Nos bancos contemporâneos, um índice de alavancagem de 30 para 1 com relação ao capital é considerado normal. Pense em dois modelos de negócio com a mesma expectativa de retorno. Em um, os retornos são seguros e firmes; no outro o resultado consiste de períodos prolongados de retornos altos entremeados por ocasionais prejuízos catastróficos. Os acionistas racionais preferirão o segundo modelo.
Os professores Bebchuk e Spamann acrescentam que quatro características do sistema financeiro moderno agravam ainda mais a situação: primeiro, o capital dos bancos é parcialmente bancado por dívidas; segundo, o papel das holdings bancárias pode reforçar ainda mais o incentivo ao risco; terceiro, os executivos são recompensados por alinhar seus interesses aos dos acionistas; e quarto, algumas das formas de remuneração aos executivos (por exemplo, opções de ações) são elas mesmas um mecanismo sincronizado ao das recompensas aos acionistas. Uma solução parece evidente: permitir que os credores sofram prejuízo. Os credores racionais, com isso, passariam a cobrar um ágio por seus empréstimos às operações de maior risco, o que conduziria a um endividamento menor.

Mecanismos de seguro
Uma objeção é que os credores podem estar mal informados quanto aos riscos que os bancos correm. Mas há uma objeção mais forte: muitos credores estão protegidos por mecanismos de seguro garantidos pelos governos. Esses seguros existem devido à importância das instituições financeiras como fontes de crédito, do lado dos ativos, e como fornecedoras de dinheiro, do lado do passivo. Como resultado, os credores têm pouco interesse na qualidade dos ativos de um banco.
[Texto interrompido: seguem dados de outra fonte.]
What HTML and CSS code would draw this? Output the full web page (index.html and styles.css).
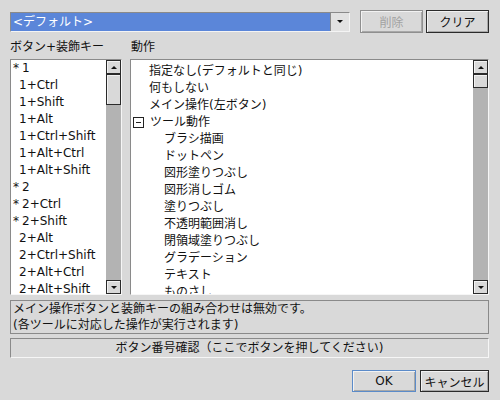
FILE: index.html
```html
<!DOCTYPE html>
<html lang="ja">
<head>
    <meta charset="UTF-8">
    <title>ボタン設定</title>
    <link rel="stylesheet" href="styles.css">
</head>
<body>
    <div class="dialog">
        <div class="top-row">
            <div class="combo">
                <div class="combo-value">&lt;デフォルト&gt;</div>
                <div class="combo-arrow"><span class="tri-down"></span></div>
            </div>
            <button class="btn btn-top" disabled>削除</button>
            <button class="btn btn-top">クリア</button>
        </div>

        <div class="labels">
            <div class="label-left">ボタン+装飾キー</div>
            <div class="label-right">動作</div>
        </div>

        <div class="lists">
            <div class="listbox">
                <div class="items keys">
                    <div class="item"><span class="mark">*</span>1</div>
                    <div class="item"><span class="mark"></span>1+Ctrl</div>
                    <div class="item"><span class="mark"></span>1+Shift</div>
                    <div class="item"><span class="mark"></span>1+Alt</div>
                    <div class="item"><span class="mark"></span>1+Ctrl+Shift</div>
                    <div class="item"><span class="mark"></span>1+Alt+Ctrl</div>
                    <div class="item"><span class="mark"></span>1+Alt+Shift</div>
                    <div class="item"><span class="mark">*</span>2</div>
                    <div class="item"><span class="mark">*</span>2+Ctrl</div>
                    <div class="item"><span class="mark">*</span>2+Shift</div>
                    <div class="item"><span class="mark"></span>2+Alt</div>
                    <div class="item"><span class="mark"></span>2+Ctrl+Shift</div>
                    <div class="item"><span class="mark"></span>2+Alt+Ctrl</div>
                    <div class="item"><span class="mark"></span>2+Alt+Shift</div>
                </div>
                <div class="scrollbar">
                    <div class="sb-btn"><span class="tri-up"></span></div>
                    <div class="sb-track">
                        <div class="sb-thumb thumb-left"></div>
                    </div>
                    <div class="sb-btn"><span class="tri-down"></span></div>
                </div>
            </div>

            <div class="listbox">
                <div class="items actions">
                    <div class="item lvl1">指定なし(デフォルトと同じ)</div>
                    <div class="item lvl1">何もしない</div>
                    <div class="item lvl1">メイン操作(左ボタン)</div>
                    <div class="item group"><span class="toggle"></span>ツール動作</div>
                    <div class="item lvl2">ブラシ描画</div>
                    <div class="item lvl2">ドットペン</div>
                    <div class="item lvl2">図形塗りつぶし</div>
                    <div class="item lvl2">図形消しゴム</div>
                    <div class="item lvl2">塗りつぶし</div>
                    <div class="item lvl2">不透明範囲消し</div>
                    <div class="item lvl2">閉領域塗りつぶし</div>
                    <div class="item lvl2">グラデーション</div>
                    <div class="item lvl2">テキスト</div>
                    <div class="item lvl2">ものさし</div>
                </div>
                <div class="scrollbar">
                    <div class="sb-btn"><span class="tri-up"></span></div>
                    <div class="sb-track">
                        <div class="sb-thumb thumb-right"></div>
                    </div>
                    <div class="sb-btn"><span class="tri-down"></span></div>
                </div>
            </div>
        </div>

        <div class="info">
            メイン操作ボタンと装飾キーの組み合わせは無効です。<br>
            (各ツールに対応した操作が実行されます)
        </div>

        <div class="confirm">ボタン番号確認（ここでボタンを押してください)</div>

        <div class="footer">
            <button class="btn btn-ok">OK</button>
            <button class="btn btn-cancel">キャンセル</button>
        </div>
    </div>
</body>
</html>
```

FILE: styles.css
```css
body {
    margin: 0;
    width: 500px;
    height: 400px;
    background-color: #d9d9d9;
    font-family: "DejaVu Sans", "Noto Sans CJK JP", sans-serif;
    font-size: 12px;
    color: #111;
    overflow: hidden;
}
.dialog {
    padding: 10px 11px 0 10px;
}
.top-row {
    display: flex;
    align-items: center;
    height: 23px;
}
.combo {
    flex: 1;
    display: flex;
    height: 20px;
    box-sizing: border-box;
    border: 1px solid;
    border-color: #8a8a8a #f4f4f4 #f4f4f4 #8a8a8a;
    margin-right: 7px;
}
.combo-value {
    flex: 1;
    background-color: #5b86d9;
    color: #fff;
    padding-left: 2px;
    line-height: 18px;
}
.combo-arrow {
    width: 18px;
    border-left: 1px solid #8a8a8a;
    background-color: #e2e2e2;
    display: flex;
    align-items: center;
    justify-content: center;
}
.tri-down, .tri-up {
    width: 0;
    height: 0;
    border-left: 3px solid transparent;
    border-right: 3px solid transparent;
}
.tri-down {
    border-top: 3px solid #111;
}
.tri-up {
    border-bottom: 3px solid #111;
}
.btn {
    font-family: inherit;
    font-size: 12px;
    background-color: #d9d9d9;
    border: 1px solid #2a2a2a;
    box-shadow: inset 1px 1px #f2f2f2, inset -1px -1px #a8a8a8;
    color: #111;
    padding: 0;
    margin: 0;
}
.btn-top {
    width: 63px;
    height: 23px;
    margin-left: 3px;
}
.btn-top:disabled {
    border-color: #8f8f8f;
    color: #a2a2a2;
}
.labels {
    display: flex;
    margin-top: 5px;
    height: 21px;
    line-height: 18px;
}
.label-left {
    width: 121px;
}
.lists {
    display: grid;
    grid-template-columns: 112px 1fr;
    gap: 8px;
    height: 236px;
}
.listbox {
    display: flex;
    background-color: #fff;
    border: 1px solid;
    border-color: #8a8a8a #f6f6f6 #f6f6f6 #8a8a8a;
    overflow: hidden;
}
.items {
    flex: 1;
    overflow: hidden;
}
.item {
    height: 17px;
    line-height: 17px;
    white-space: nowrap;
}
.keys .item {
    padding-left: 2px;
}
.mark {
    display: inline-block;
    width: 9px;
}
.mark:empty {
    width: 6px;
}
.actions {
    padding-top: 3px;
}
.lvl1 {
    padding-left: 18px;
}
.lvl2 {
    padding-left: 33px;
}
.group {
    display: flex;
    align-items: center;
    padding-left: 2px;
}
.toggle {
    position: relative;
    width: 9px;
    height: 9px;
    border: 1px solid #222;
    margin-right: 6px;
}
.toggle::after {
    content: "";
    position: absolute;
    left: 2px;
    right: 2px;
    top: 4px;
    height: 1px;
    background-color: #222;
}
.scrollbar {
    width: 15px;
    display: flex;
    flex-direction: column;
    background-color: #b3b3b3;
}
.sb-btn, .sb-thumb {
    box-sizing: border-box;
    background-color: #d9d9d9;
    border: 1px solid #2a2a2a;
    box-shadow: inset 1px 1px #f2f2f2;
}
.sb-btn {
    height: 14px;
    display: flex;
    align-items: center;
    justify-content: center;
}
.sb-track {
    flex: 1;
}
.thumb-left {
    height: 31px;
}
.thumb-right {
    height: 14px;
}
.info {
    margin-top: 5px;
    height: 34px;
    box-sizing: border-box;
    border: 1px solid #8a8a8a;
    padding: 0 2px;
    line-height: 16px;
}
.confirm {
    margin-top: 4px;
    height: 20px;
    box-sizing: border-box;
    border: 1px solid;
    border-color: #8a8a8a #f6f6f6 #f6f6f6 #8a8a8a;
    text-align: center;
    line-height: 18px;
}
.footer {
    display: flex;
    justify-content: flex-end;
    gap: 4px;
    margin-top: 12px;
}
.btn-ok {
    width: 64px;
    height: 22px;
    border-color: #5b8bc9;
}
.btn-cancel {
    width: 69px;
    height: 22px;
}
```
Parece que emprestaram dinheiro a um banco. Mas na verdade o emprestaram ao Estado. A grande lição da atual crise financeira é até que ponto esse seguro pode chegar no caso de instituições consideradas grandes ou interconectadas demais para falir. Os grandes bancos raramente enfrentam problemas isoladamente; muitas vezes cometem erros similares; além disso, a quebra de um deles afeta a solvência (real ou percebida) dos demais. Assim, os credores sofrem seu maior risco em caso de crise sistêmica.
Mas uma crise sistêmica é exatamente a ocasião em que os governos se sentem compelidos a sair em seu resgate. Segundo o "Relatório sobre a Estabilidade Financeira Mundial", do FMI, em 2008 o apoio oferecido por bancos centrais e governos nos EUA, no Reino Unido e na zona do euro à área financeira chegou a US$ 9 trilhões -US$ 4,5 trilhões em forma de garantias.
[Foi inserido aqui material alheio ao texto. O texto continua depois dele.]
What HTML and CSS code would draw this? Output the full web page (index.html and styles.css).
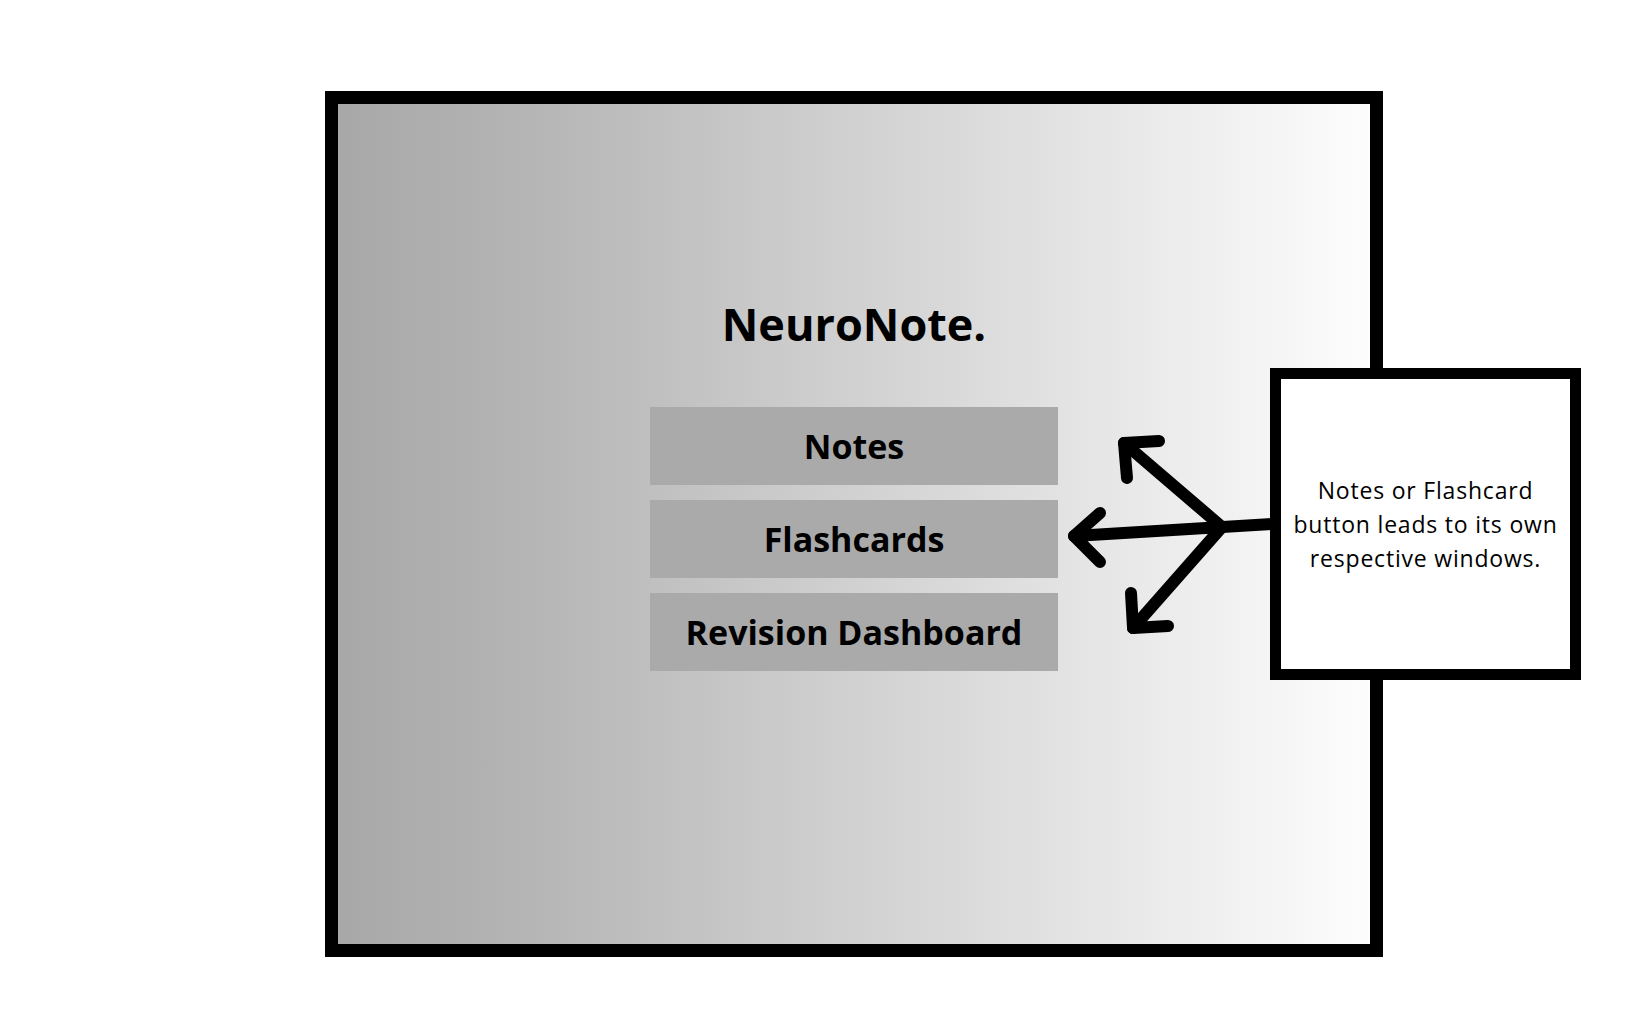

Os balanços dos Estados foram colocados à disposição dos bancos. Isso não significa que o risco para os credores tenha desaparecido. Mas certamente foi atenuado.

Rigidez
A solução conhecida é a de regulamentar essas instituições de maneira muito rígida. Mas uma parte enorme daquilo que os bancos fizeram no começo desta década -os veículos de investimento excluídos dos balanços, os derivativos e o "sistema bancário paralelo" em si- representa esforços de escapar da regulamentação.
A questão evidente é tentar determinar se as coisas serão diferentes desta vez. Qualquer pessoa sensata deveria duvidar disso. Na verdade, isso é ainda mais improvável com a maior capitalização dos bancos. A hora é de apostar tudo.
Uma crise como esta não decorre apenas de respostas racionais a incentivos. Insensatez e ignorância tiveram seu papel. E tampouco acredito que se possa eliminar as crises e bolhas do capitalismo. Mas é difícil acreditar que os riscos assumidos nada tinham a ver com os incentivos. A desagradável verdade do momento é que, hoje, o incentivo a um comportamento arriscado se tornou talvez ainda mais forte do que era o caso antes da crise. A reforma na regulamentação não deveria se limitar aos incentivos. Mas precisa começar por eles.
Uma empresa grande demais para falir não pode ser dirigida de acordo com os interesses dos acionistas, porque deixou de ser parte do mercado. Ou se deve encontrar um caminho que permita fechá-la quando requerido ou sua gestão precisa ser conduzida de outra forma. A verdade é simples e brutal assim.